Implement different convergence conditions and compare them

polisquad / mpi-project

Implementation of the K-means algorithm with OpenMP and MPI

GNU General Public License v3.0

0 stars 1 forks source link

Implement different convergence conditions and compare them #2

Open kjossul opened 5 years ago

kjossul commented 5 years ago

Proposed:

A maximum number of iterations has been performed.
Fewer than a threshold percentage of data points are reassigned during an iteration.
All means migrate less than a threshold distance during an update cycle.

sneppy commented 5 years ago

Assigning data points at each iteration is time consuming and not necessary, thus we should implement a combination of 1 and 3.

Data points can be assigned at the end of the algorithm.

kjossul commented 5 years ago

Why do you say so? Producing assignments has same time complexity as updating the clusters. I think we are misunderstanding each other because when I speak about assignments I mean local assignments (as in the vectors that slaves return to master in MPI, as described here) and you mean global assignments.

sneppy commented 5 years ago

Tracking the membership of each data point either requires a vector to store the index of each data point or K vectors to directly store the data points assigned to each cluster. In addition, the membership updates must be broadcast to all other hosts, and when you have N hosts and 1 million data point which occupy 8 bytes each (the case of a 2d float vector) the master node must send 8 Mb of data to each node, at the end of each epoch. We calculate the membership to update the centroid of the cluster but we are not required to share it with other nodes since the algorithm works perfectly fine.

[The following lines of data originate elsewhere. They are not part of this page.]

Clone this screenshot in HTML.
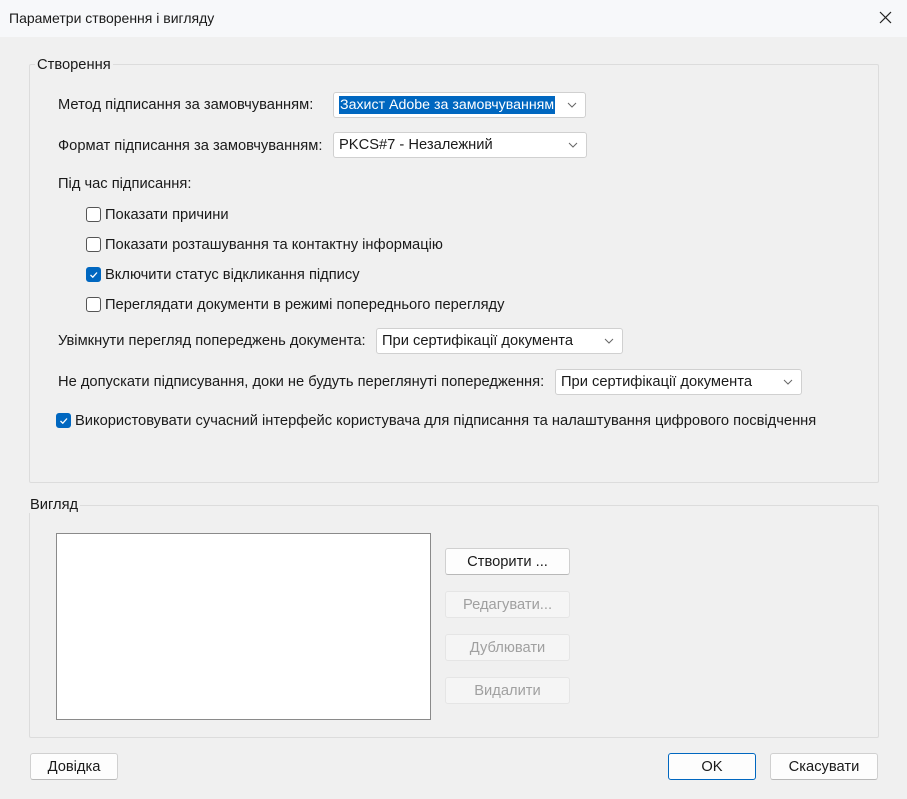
<!DOCTYPE html>
<html><head><meta charset="utf-8"><style>
*{box-sizing:border-box}
body{margin:0;width:907px;height:799px;background:#f0f0f0;font-family:"Liberation Sans",sans-serif;font-size:14.7px;color:#1a1a1a;position:relative;overflow:hidden}
.a{position:absolute;white-space:nowrap}
.tb{position:absolute;left:0;top:0;width:907px;height:37px;background:#f7f8fa}
.grp{position:absolute;border:1px solid #dcdcdc;border-radius:2px}
.gl{position:absolute;background:#f0f0f0;padding:0 2px}
.dd{position:absolute;height:26px;background:#fff;border:1px solid #d0d0d0;border-radius:3px;padding:0 0 0 5px;line-height:25px}
.dd svg{position:absolute;right:8px;top:9px}
.cb{position:absolute;width:15px;height:15px;border:1px solid #555;border-radius:3px;background:#fff}
.cb.on{background:#0067c0;border-color:#0067c0}
.btn{position:absolute;height:27px;background:#fdfdfd;border:1px solid #d0d0d0;border-bottom-color:#b8b8b8;border-radius:3px;text-align:center;line-height:26px}
.dis{color:#a0a0a0;background:#f5f5f5;border-color:#e5e5e5}
</style></head><body>
<div class="tb"></div>
<div class="a" style="left:9px;top:10px;font-size:14px">Параметри створення і вигляду</div>
<svg class="a" style="left:879px;top:11px" width="13" height="13"><path d="M1 1L12 12M12 1L1 12" stroke="#222" stroke-width="1.2"/></svg>

<div class="grp" style="left:29px;top:64px;width:850px;height:419px"></div>
<div class="gl" style="left:35px;top:57px">Створення</div>
<div class="a" style="left:58px;top:97px">Метод підписання за замовчуванням:</div>
<div class="dd" style="left:333px;top:92px;width:253px"><span style="background:#0067c0;color:#fff;padding:1px 1px;font-size:14.2px">Захист Adobe за замовчуванням</span><svg width="10" height="6"><path d="M1 1L5 5L9 1" fill="none" stroke="#666"/></svg></div>
<div class="a" style="left:58px;top:138px">Формат підписання за замовчуванням:</div>
<div class="dd" style="left:333px;top:132px;width:254px">PKCS#7 - Незалежний<svg width="10" height="6"><path d="M1 1L5 5L9 1" fill="none" stroke="#666"/></svg></div>
<div class="a" style="left:58px;top:176px">Під час підписання:</div>

<div class="cb" style="left:86px;top:207px"></div><div class="a" style="left:105px;top:207px">Показати причини</div>
<div class="cb" style="left:86px;top:237px"></div><div class="a" style="left:105px;top:237px">Показати розташування та контактну інформацію</div>
<div class="cb on" style="left:86px;top:267px"><svg width="13" height="13" style="position:absolute;left:0;top:0"><path d="M3.5 7L5.8 9.2L10 4.5" fill="none" stroke="#fff" stroke-width="1.3"/></svg></div><div class="a" style="left:105px;top:267px">Включити статус відкликання підпису</div>
<div class="cb" style="left:86px;top:297px"></div><div class="a" style="left:105px;top:297px">Переглядати документи в режимі попереднього перегляду</div>

<div class="a" style="left:58px;top:333px">Увімкнути перегляд попереджень документа:</div>
<div class="dd" style="left:376px;top:328px;width:247px">При сертифікації документа<svg width="10" height="6"><path d="M1 1L5 5L9 1" fill="none" stroke="#666"/></svg></div>
<div class="a" style="left:58px;top:374px">Не допускати підписування, доки не будуть переглянуті попередження:</div>
<div class="dd" style="left:555px;top:369px;width:247px">При сертифікації документа<svg width="10" height="6"><path d="M1 1L5 5L9 1" fill="none" stroke="#666"/></svg></div>
<div class="cb on" style="left:56px;top:413px"><svg width="13" height="13" style="position:absolute;left:0;top:0"><path d="M3.5 7L5.8 9.2L10 4.5" fill="none" stroke="#fff" stroke-width="1.3"/></svg></div><div class="a" style="left:75px;top:413px">Використовувати сучасний інтерфейс користувача для підписання та налаштування цифрового посвідчення</div>

<div class="grp" style="left:29px;top:505px;width:850px;height:233px"></div>
<div class="gl" style="left:28px;top:497px">Вигляд</div>
<div class="a" style="left:56px;top:533px;width:375px;height:187px;background:#fff;border:1px solid #8a8a8a"></div>
<div class="btn" style="left:445px;top:548px;width:125px">Створити ...</div>
<div class="btn dis" style="left:445px;top:591px;width:125px">Редагувати...</div>
<div class="btn dis" style="left:445px;top:634px;width:125px">Дублювати</div>
<div class="btn dis" style="left:445px;top:677px;width:125px">Видалити</div>

<div class="btn" style="left:30px;top:753px;width:88px">Довідка</div>
<div class="btn" style="left:668px;top:753px;width:88px;border-color:#0067c0">OK</div>
<div class="btn" style="left:770px;top:753px;width:108px">Скасувати</div>
</body></html>
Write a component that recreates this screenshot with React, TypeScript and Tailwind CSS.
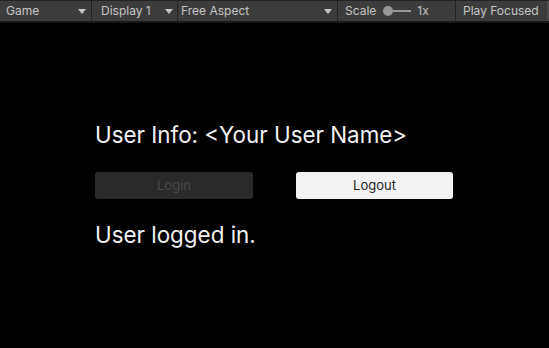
function Arrow() {
  return (
    <svg width="8" height="5" viewBox="0 0 8 5" className="fill-[#c4c4c4]">
      <path d="M0 0h8L4 5z" />
    </svg>
  );
}

export default function App() {
  return (
    <div className="w-[549px] h-[348px] bg-black flex flex-col overflow-hidden font-['Inter','Liberation_Sans',sans-serif]">
      {/* toolbar */}
      <div className="h-[21px] bg-[#3c3c3c] border-t border-[#232323] flex items-stretch text-[12px] text-[#c4c4c4] leading-none">
        <div className="w-[92px] flex items-center justify-between pl-[6px] pr-[5px] border-r border-[#232323]">
          <span>Game</span>
          <Arrow />
        </div>
        <div className="w-[86px] flex items-center justify-between pl-[9px] pr-[4px] border-r border-[#232323]">
          <span>Display 1</span>
          <Arrow />
        </div>
        <div className="w-[160px] flex items-center justify-between pl-[3px] pr-[5px] border-r border-[#232323]">
          <span>Free Aspect</span>
          <Arrow />
        </div>
        <div className="w-[118px] flex items-center pl-[7px] border-r border-[#232323]">
          <span>Scale</span>
          <div className="ml-[7px] flex items-center">
            <div className="w-[10px] h-[10px] rounded-full bg-[#999999]" />
            <div className="w-[18px] h-[2px] bg-[#999999]" />
          </div>
          <span className="ml-[6px]">1x</span>
        </div>
        <div className="flex-1 flex items-center pl-[7px] border-r-2 border-[#4a4a4a]">
          <span>Play Focused</span>
        </div>
      </div>
      <div className="h-[2px] bg-[#191919]" />
      {/* game view */}
      <div className="flex-1 flex flex-col pl-[95px] pt-[99px] text-white">
        <div className="text-[22.4px] leading-[26px] text-[#f2f2f2]">User Info: &lt;Your User Name&gt;</div>
        <div className="flex mt-[24px] gap-[43px]">
          <div className="w-[158px] h-[27px] rounded-[3px] bg-[#2a2a2a] flex items-center justify-center text-[13px] text-[#4a4a4a]">
            Login
          </div>
          <div className="w-[157px] h-[27px] rounded-[3px] bg-[#f2f2f2] flex items-center justify-center text-[13px] text-[#222222]">
            Logout
          </div>
        </div>
        <div className="mt-[23px] text-[22.4px] leading-[26px] text-[#f2f2f2]">User logged in.</div>
      </div>
    </div>
  );
}
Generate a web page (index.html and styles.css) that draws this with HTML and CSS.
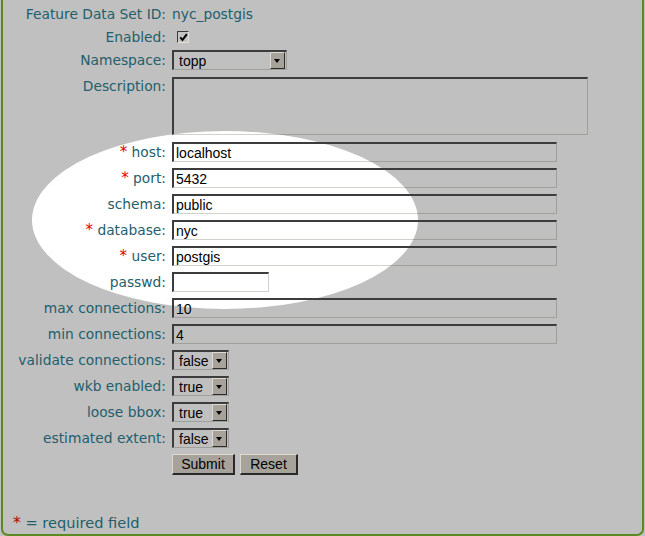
FILE: index.html
```html
<!DOCTYPE html>
<html>
<head>
<meta charset="utf-8">
<link rel="stylesheet" href="styles.css">
</head>
<body>
<div class="frame">
  <div class="spot"></div>
  <div class="form">
    <div class="row tight">
      <span class="label">Feature Data Set ID:</span>
      <span class="value">nyc_postgis</span>
    </div>
    <div class="row tight">
      <span class="label">Enabled:</span>
      <span class="check"><svg width="9" height="9" viewBox="0 0 9 9"><path d="M1.3 4.3 L3.5 6.9 L7.9 1.2" fill="none" stroke="#000" stroke-width="2"/></svg></span>
    </div>
    <div class="row desc-gap">
      <span class="label">Namespace:</span>
      <span class="select w-ns"><span class="sel-text">topp</span><span class="arrow"></span></span>
    </div>
    <div class="row top host-gap">
      <span class="label label-top">Description:</span>
      <span class="textarea"></span>
    </div>
    <div class="row">
      <span class="label"><span class="req">*</span> host:</span>
      <span class="input w-full">localhost</span>
    </div>
    <div class="row">
      <span class="label"><span class="req">*</span> port:</span>
      <span class="input w-full">5432</span>
    </div>
    <div class="row">
      <span class="label">schema:</span>
      <span class="input w-full">public</span>
    </div>
    <div class="row">
      <span class="label"><span class="req">*</span> database:</span>
      <span class="input w-full">nyc</span>
    </div>
    <div class="row">
      <span class="label"><span class="req">*</span> user:</span>
      <span class="input w-full">postgis</span>
    </div>
    <div class="row">
      <span class="label">passwd:</span>
      <span class="input w-pw"></span>
    </div>
    <div class="row">
      <span class="label">max connections:</span>
      <span class="input w-full">10</span>
    </div>
    <div class="row">
      <span class="label">min connections:</span>
      <span class="input w-full">4</span>
    </div>
    <div class="row">
      <span class="label">validate connections:</span>
      <span class="select w-bool"><span class="sel-text">false</span><span class="arrow"></span></span>
    </div>
    <div class="row">
      <span class="label">wkb enabled:</span>
      <span class="select w-bool"><span class="sel-text">true</span><span class="arrow"></span></span>
    </div>
    <div class="row">
      <span class="label">loose bbox:</span>
      <span class="select w-bool"><span class="sel-text">true</span><span class="arrow"></span></span>
    </div>
    <div class="row">
      <span class="label">estimated extent:</span>
      <span class="select w-bool"><span class="sel-text">false</span><span class="arrow"></span></span>
    </div>
    <div class="row">
      <span></span>
      <span class="buttons"><span class="btn btn-submit">Submit</span><span class="btn btn-reset">Reset</span></span>
    </div>
  </div>
  <div class="footer"><span class="req-dark">*</span> = required field</div>
</div>
</body>
</html>
```

FILE: styles.css
```css
html, body {
  margin: 0;
  padding: 0;
  background: #c0c0c0;
}
body {
  width: 645px;
  height: 536px;
  overflow: hidden;
  font-family: "DejaVu Sans", sans-serif;
  font-size: 13.8px;
  color: #235e6c;
}
.frame {
  position: relative;
  box-sizing: border-box;
  margin-left: 1px;
  width: 643px;
  height: 536px;
  border-left: 2px solid #5b8a22;
  border-right: 2px solid #5b8a22;
  border-bottom: 2px solid #5b8a22;
  border-bottom-left-radius: 7px;
  border-bottom-right-radius: 7px;
  display: flex;
  flex-direction: column;
  padding-top: 4px;
}
.spot {
  position: absolute;
  left: 29px;
  top: 131px;
  width: 386px;
  height: 178px;
  border-radius: 50%;
  background: #ffffff;
}
.form {
  position: relative;
  display: flex;
  flex-direction: column;
}
.row {
  display: grid;
  grid-template-columns: 163px auto;
  column-gap: 6px;
  align-items: center;
  min-height: 20px;
  margin-bottom: 6px;
}
.row.tight { margin-bottom: 3px; }
.row.desc-gap { margin-bottom: 7px; }
.row.host-gap { margin-bottom: 7px; }
.row.top { align-items: start; }
.label {
  text-align: right;
  white-space: nowrap;
  line-height: 19px;
}
.label-top { padding-top: 0; }
.value { white-space: nowrap; line-height: 19px; }
.req { color: #e00000; font-size: 15px; }
.req-dark { color: #b40000; font-size: 15.5px; }
.check {
  box-sizing: border-box;
  margin-left: 5px;
  width: 12px;
  height: 12px;
  border-top: 1px solid #3a3a3a;
  border-left: 1px solid #3a3a3a;
  border-right: 1px solid #e4e0d8;
  border-bottom: 1px solid #e4e0d8;
  background: #c4c4c4;
  display: flex;
  align-items: center;
  justify-content: center;
}
.check svg { display: block; }
.input, .textarea, .select {
  box-sizing: border-box;
  height: 20px;
  border-top: 2px solid #3c3c3c;
  border-left: 2px solid #3c3c3c;
  border-right: 1px solid rgba(40, 30, 0, 0.2);
  border-bottom: 1px solid rgba(40, 30, 0, 0.2);
  font-family: "Liberation Sans", Arial, sans-serif;
  font-size: 14px;
  color: #000;
  line-height: 18px;
  padding-left: 2px;
  white-space: nowrap;
}
.w-full { width: 385px; }
.w-pw { width: 97px; }
.textarea {
  width: 416px;
  height: 58px;
}
.select {
  display: flex;
  align-items: stretch;
  justify-content: space-between;
  padding-left: 5px;
  padding-right: 1px;
  font-size: 14px;
}
.w-ns { width: 115px; }
.w-bool { width: 57px; }
.sel-text { line-height: 18px; }
.arrow {
  box-sizing: border-box;
  width: 15px;
  height: 17px;
  background: #a7a39b;
  border-top: 1px solid #dedad2;
  border-left: 1px solid #dedad2;
  border-right: 1px solid #2a2a2a;
  border-bottom: 1px solid #2a2a2a;
  position: relative;
}
.arrow::after {
  content: "";
  position: absolute;
  left: 3px;
  top: 6px;
  border-left: 3.5px solid transparent;
  border-right: 3.5px solid transparent;
  border-top: 4px solid #000;
}
.buttons {
  display: flex;
  gap: 5px;
}
.btn {
  box-sizing: border-box;
  height: 21px;
  background: #a7a39b;
  border-top: 1px solid #dedad2;
  border-left: 1px solid #dedad2;
  border-right: 2px solid #2a2a2a;
  border-bottom: 2px solid #2a2a2a;
  font-family: "Liberation Sans", Arial, sans-serif;
  font-size: 14px;
  color: #000;
  line-height: 19px;
  text-align: center;
}
.btn-submit { width: 63px; }
.btn-reset { width: 58px; }
.footer {
  margin-top: auto;
  padding-left: 10px;
  padding-bottom: 1px;
  line-height: 19px;
  font-size: 14.6px;
}
```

Once the centroid of the clusters don't change anymore we can actually calculate the membership of each data point.

kjossul commented 5 years ago

the membership updates must be broadcast to all other hosts, and when you have N hosts and 1 million data point which occupy 8 bytes each (the case of a 2d float vector) the master node must send 8 Mb of data to each node, at the end of each epoch.

How about just an integer that says how many assignments have changed?